As background for those not familiar, here's the situation with search:
The actual search work is performed by a daemon using the Lucene search library. This is running on three servers, which our main PHP application servers can contact over HTTP internally. If the HTTP request is rejected or times out (and the timeout is obscenely short), the PHP side tries a couple more servers, until it either finds one that works or runs out and gives up.
So if the search servers are all overloaded or down, you just get a nice little error message and are offered the chance to use an external search (google/yahoo/etc). No immediate gratification, but the site stays up.

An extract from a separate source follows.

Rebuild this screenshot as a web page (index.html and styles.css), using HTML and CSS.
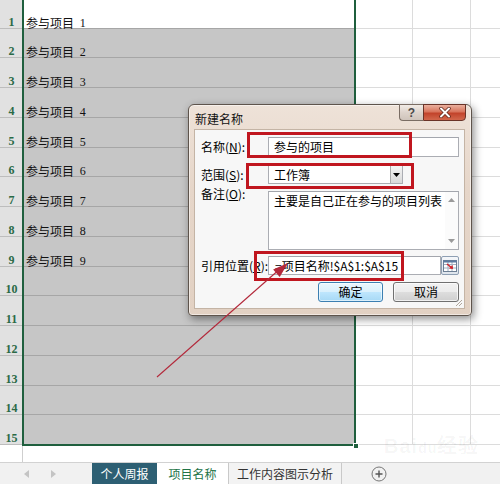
FILE: index.html
```html
<!DOCTYPE html>
<html lang="zh-CN">
<head>
<meta charset="utf-8">
<title>新建名称</title>
<link rel="stylesheet" href="styles.css">
</head>
<body>
<div class="screen">
  <div class="sheet">
    <div class="row first">
      <div class="rh">1</div>
      <div class="ca active">参与项目 <span class="n">1</span></div>
      <div class="c"></div><div class="c"></div><div class="c"></div>
    </div>
    <div class="row"><div class="rh">2</div><div class="ca">参与项目 <span class="n">2</span></div><div class="c"></div><div class="c"></div><div class="c"></div></div>
    <div class="row"><div class="rh">3</div><div class="ca">参与项目 <span class="n">3</span></div><div class="c"></div><div class="c"></div><div class="c"></div></div>
    <div class="row"><div class="rh">4</div><div class="ca">参与项目 <span class="n">4</span></div><div class="c"></div><div class="c"></div><div class="c"></div></div>
    <div class="row"><div class="rh">5</div><div class="ca">参与项目 <span class="n">5</span></div><div class="c"></div><div class="c"></div><div class="c"></div></div>
    <div class="row"><div class="rh">6</div><div class="ca">参与项目 <span class="n">6</span></div><div class="c"></div><div class="c"></div><div class="c"></div></div>
    <div class="row"><div class="rh">7</div><div class="ca">参与项目 <span class="n">7</span></div><div class="c"></div><div class="c"></div><div class="c"></div></div>
    <div class="row"><div class="rh">8</div><div class="ca">参与项目 <span class="n">8</span></div><div class="c"></div><div class="c"></div><div class="c"></div></div>
    <div class="row"><div class="rh">9</div><div class="ca">参与项目 <span class="n">9</span></div><div class="c"></div><div class="c"></div><div class="c"></div></div>
    <div class="row"><div class="rh">10</div><div class="ca"></div><div class="c"></div><div class="c"></div><div class="c"></div></div>
    <div class="row"><div class="rh">11</div><div class="ca"></div><div class="c"></div><div class="c"></div><div class="c"></div></div>
    <div class="row"><div class="rh">12</div><div class="ca"></div><div class="c"></div><div class="c"></div><div class="c"></div></div>
    <div class="row"><div class="rh">13</div><div class="ca"></div><div class="c"></div><div class="c"></div><div class="c"></div></div>
    <div class="row"><div class="rh">14</div><div class="ca"></div><div class="c"></div><div class="c"></div><div class="c"></div></div>
    <div class="row"><div class="rh">15</div><div class="ca"></div><div class="c"></div><div class="c"></div><div class="c"></div></div>
    <div class="tail"><div class="tail-h"></div></div>
  </div>

  <div class="tabs">
    <div class="nav">
      <svg width="6" height="8" viewBox="0 0 6 8"><path d="M5 0 L0 4 L5 8 Z" fill="#c4c4c4"/></svg>
      <svg width="6" height="8" viewBox="0 0 6 8"><path d="M1 0 L6 4 L1 8 Z" fill="#c4c4c4"/></svg>
    </div>
    <div class="tab tab-dark">个人周报</div>
    <div class="tab tab-active">项目名称</div>
    <div class="tab tab-plain">工作内容图示分析</div>
    <div class="add">
      <svg width="16" height="16" viewBox="0 0 16 16"><circle cx="8" cy="8" r="7" fill="none" stroke="#777" stroke-width="1"/><path d="M8 4.5v7M4.5 8h7" stroke="#555" stroke-width="1.4"/></svg>
    </div>
  </div>

  <div class="sel"><span class="handle"></span></div>

  <div class="mark">Bai<span class="paw">du</span>经验</div>

  <div class="dlg">
    <div class="ttl">
      <span class="ttl-text">新建名称</span>
      <div class="caps">
        <div class="cap help">?</div>
        <div class="cap close">
          <svg width="14" height="11" viewBox="0 0 14 11"><path d="M3 1.5 L11 9.5 M11 1.5 L3 9.5" stroke="#5a2218" stroke-width="3.4" stroke-linecap="round"/><path d="M3 1.5 L11 9.5 M11 1.5 L3 9.5" stroke="#fff" stroke-width="2" stroke-linecap="round"/></svg>
        </div>
      </div>
    </div>
    <div class="client">
      <div class="frow r1">
        <label class="lbl">名称(<u>N</u>):</label>
        <div class="box wide">参与的项目</div>
      </div>
      <div class="frow r2">
        <label class="lbl">范围(<u>S</u>):</label>
        <div class="box sel-box">工作簿<span class="dd"><svg width="7" height="4" viewBox="0 0 7 4"><path d="M0 0h7L3.5 4z" fill="#000"/></svg></span></div>
      </div>
      <div class="frow r3">
        <label class="lbl top">备注(<u>O</u>):</label>
        <div class="box area">主要是自己正在参与的项目列表<span class="vs"><svg width="7" height="4" viewBox="0 0 7 4"><path d="M0 4h7L3.5 0z" fill="#9a9a9a"/></svg><svg width="7" height="4" viewBox="0 0 7 4"><path d="M0 0h7L3.5 4z" fill="#9a9a9a"/></svg></span></div>
      </div>
      <div class="frow r4">
        <label class="lbl">引用位置(<u>R</u>):</label>
        <div class="box ref">=项目名称!$A$1:$A$15</div>
        <div class="refbtn">
          <svg width="16" height="16" viewBox="0 0 16 16">
            <rect x="1.5" y="2.5" width="13" height="11" fill="#fff" stroke="#6d7f94"/>
            <path d="M2 6.5h12M2 10h12M6 3v10M10 3v10" stroke="#9fb0c2" stroke-width="1"/>
            <rect x="1.5" y="2.5" width="13" height="2" fill="#5b7aa0"/>
            <path d="M5 6 L10 10" stroke="#d2232a" stroke-width="1.6"/>
            <path d="M11 11 L7 10.6 L10.6 7 Z" fill="#d2232a"/>
          </svg>
        </div>
      </div>
      <div class="frow r5">
        <button class="btn ok">确定</button>
        <button class="btn">取消</button>
      </div>
      <svg class="grip" width="8" height="8" viewBox="0 0 8 8"><path d="M7 1 L1 7 M7 4 L4 7" stroke="#b0a69c" stroke-width="1"/></svg>
    </div>
  </div>

  <div class="hl hl1"></div>
  <div class="hl hl2"></div>
  <div class="hl hl3"></div>

  <svg class="arrow" width="500" height="484" viewBox="0 0 500 484">
    <path d="M157 377 L281 268" stroke="#b3283a" stroke-width="1.1" fill="none"/>
    <path d="M288 263 L279.7 277 L273.1 269.4 Z" fill="#b3283a"/>
  </svg>
</div>
</body>
</html>
```
FILE: styles.css
```css
* { box-sizing: border-box; margin: 0; padding: 0; }
html, body { width: 500px; height: 484px; overflow: hidden; background: #fff; }
body {
  font-family: "Noto Sans CJK SC", "Noto Sans", sans-serif;
  font-size: 12px;
  color: #000;
}
.screen { position: relative; width: 500px; height: 484px; overflow: hidden; }

/* sheet grid */
.sheet { display: flex; flex-direction: column; }
.row { display: flex; height: 29.75px; flex: none; }
.row.first { height: 28.5px; }
.rh {
  width: 23px; flex: none;
  background: #e1e1e1;
  border-bottom: 1px solid #bdbdbd;
  font: bold 12px/10px "Liberation Serif", serif;
  color: #2a6a46;
  display: flex; align-items: flex-end; justify-content: center;
  padding-bottom: 1px;
}
.ca {
  width: 332px; flex: none;
  background: #c6c6c6;
  border-bottom: 1px solid #a6a6a6;
  border-right: 1px solid #a6a6a6;
  display: flex; align-items: flex-end;
  padding: 0 0 0 3px;
  line-height: 10px;
  white-space: pre;
  color: #111;
}
.ca.active { background: #fff; }
.n { font-family: "Liberation Serif", serif; margin-left: 3px; }
.c {
  width: 58px; flex: none;
  border-bottom: 1px solid #dcdcdc;
  border-right: 1px solid #dcdcdc;
}
.tail { height: 17px; display: flex; }
.tail-h { width: 23px; border-right: 1px solid #cfcfcf; }

/* tabs */
.tabs {
  height: 22px;
  display: flex;
  background: #f1f1f1;
  border-top: 1px solid #d2d2d2;
}
.nav { width: 92px; display: flex; align-items: center; gap: 20px; padding-left: 24px; }
.tab { display: flex; align-items: center; justify-content: center; font-size: 12px; height: 21px; }
.tab-dark { width: 65px; background: #2d5f73; color: #fff; }
.tab-active { width: 71px; background: #fff; color: #217346; }
.tab-plain { width: 114px; background: #f3f3f3; color: #333; border-left: 1px solid #c9c9c9; border-right: 1px solid #c9c9c9; }
.add { margin-left: 29px; display: flex; align-items: center; }

/* selection border over A1:A15 */
.sel {
  position: absolute; left: 22px; top: -2px; width: 334px; height: 448px;
  border: 2px solid #1f5f3e;
}
.handle {
  position: absolute; right: -5px; bottom: -5px; width: 6px; height: 6px;
  background: #1f5f3e; border: 1px solid #fff;
}

.mark {
  position: absolute; left: 384px; top: 436px;
  font: bold 20px/20px "Liberation Sans", sans-serif;
  color: rgba(0,0,0,0.045);
  letter-spacing: 1px;
}
.mark .paw { font-size: 14px; }

/* dialog */
.dlg {
  position: absolute; left: 188px; top: 104px; width: 284px; height: 212px;
  border: 1px solid #5e544c;
  border-radius: 6px 6px 4px 4px;
  background: linear-gradient(180deg, #eee2d8 0%, #e6d6c9 40%, #e2d1c3 100%);
  box-shadow: 2px 3px 8px rgba(0,0,0,0.45), inset 0 0 0 1px rgba(255,255,255,0.5);
  padding: 0 6px 6px 5px;
  display: flex; flex-direction: column;
}
.ttl { height: 24px; display: flex; align-items: flex-start; }
.ttl-text { margin: 5px 0 0 1px; font-size: 12px; color: #111; }
.caps { margin-left: auto; margin-right: -1px; margin-top: -1px; display: flex; }
.cap { height: 17px; display: flex; align-items: center; justify-content: center; }
.help {
  width: 24px;
  border: 1px solid #7a6d64;
  border-right: none;
  border-radius: 0 0 0 4px;
  background: linear-gradient(180deg, #f1ebe6 0%, #ddd3cb 50%, #cfc4bb 100%);
  font: bold 12px/12px "Liberation Sans", sans-serif;
  color: #4a4a4a;
}
.close {
  width: 43px;
  border: 1px solid #6a3328;
  border-radius: 0 0 4px 0;
  background: linear-gradient(180deg, #eab09e 0%, #d8745c 45%, #c2432b 55%, #d2674c 100%);
}
.client {
  position: relative;
  flex: 1;
  background: #f7f7f7;
  border: 1px solid #c4b4a5;
  padding: 7px 5px 0 6px;
  display: flex; flex-direction: column;
}
.frow { display: flex; align-items: center; }
.r2 { margin-top: 8px; }
.r3 { margin-top: 7px; align-items: flex-start; }
.r4 { margin-top: 6px; }
.r5 { margin-top: 7px; justify-content: flex-end; gap: 10px; }
.lbl { width: 67px; flex: none; font-size: 12px; line-height: 14px; color: #000; white-space: nowrap; }
.lbl.top { margin-top: -4px; }
.box {
  position: relative;
  background: #fff;
  border: 1px solid #abadb3;
  border-top-color: #a3a6ad;
  font-size: 12px;
  line-height: 14px;
  padding-left: 5px;
  display: flex; align-items: center;
  color: #000;
}
.wide { width: 191px; height: 20px; }
.sel-box { width: 135px; height: 19px; }
.dd {
  position: absolute; right: 0; top: 0; bottom: 0; width: 12px;
  background: linear-gradient(180deg, #f4f4f4, #d9d9d9);
  border-left: 1px solid #aaa;
  display: flex; align-items: center; justify-content: center;
}
.area { width: 192px; height: 59px; align-items: flex-start; padding-top: 2px; }
.vs {
  position: absolute; right: 0; top: 0; bottom: 0; width: 13px;
  background: #fbfbfb;
  display: flex; flex-direction: column; justify-content: space-between; align-items: center;
  padding: 6px 0 6px;
}
.ref { width: 173px; height: 19px; padding-left: 6px; }
.refbtn {
  width: 18px; height: 19px; margin-left: 0;
  border: 1px solid #8e9fb3;
  border-radius: 2px;
  background: linear-gradient(180deg, #f5f7fa, #dde4ec);
  display: flex; align-items: center; justify-content: center;
}
.btn {
  width: 66px; height: 20px;
  font: 12px/14px "Noto Sans CJK SC", sans-serif;
  color: #000;
  border: 1px solid #707070;
  border-radius: 3px;
  background: linear-gradient(180deg, #f2f2f2 0%, #ebebeb 50%, #dddddd 51%, #cfcfcf 100%);
  box-shadow: inset 0 0 0 1px rgba(255,255,255,0.7);
}
.btn.ok {
  width: 65px;
  border-color: #3c7fb1;
  background: linear-gradient(180deg, #eaf6fd 0%, #d9f0fc 50%, #bee6fd 51%, #a7d9f5 100%);
  box-shadow: inset 0 0 0 1px rgba(255,255,255,0.6);
}
.grip { position: absolute; right: 1px; bottom: 1px; }

/* red highlight annotations */
.hl { position: absolute; border: 3px solid #c0161f; }
.hl1 { left: 247px; top: 132px; width: 165px; height: 26px; }
.hl2 { left: 246px; top: 163px; width: 168px; height: 26px; }
.hl3 { left: 254px; top: 251px; width: 150px; height: 30px; }

.arrow { position: absolute; left: 0; top: 0; pointer-events: none; }
```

When we first tried this system, the timeout and failover wasn't yet used -- if the daemon encountered certain exceptions or got overloaded it would leave connections hanging for a long time., All the available threads would fill up on the apaches; a hundred php processes just waiting on their search results... *kaboom*
The image fileserver is currently a potential problem, as the application servers use NFS to manipulate files on it. NFS is notoriusly tempermental, and if the server goes down it tends to hang for long periods of time, with similar problem results.
Improvements to this could include minimizing our contact with the file server (avoid unnecessary reads and checks for file existence; we've got a damn database) and potentially using some more explicit file upload protocol which can fail gracefully.
Maybe it's time we introduced a "basic" query group, containing those queries required for pages views. Then we could send all "basic" queries to a dedicated cluster, and all other queries to a second isolated cluster. Then as long as we can keep the apache thread count low enough, any problem with those diverse special page queries would not affect page view performance.
Probably wise.
We could go even further and split the apache cluster into an "ordinary page view" cluster and an "everything else" cluster. This would mitigate DoS attacks on apache resources.
Slightly less trivial, but probably doable.
-- brion vibber (brion @ pobox.com)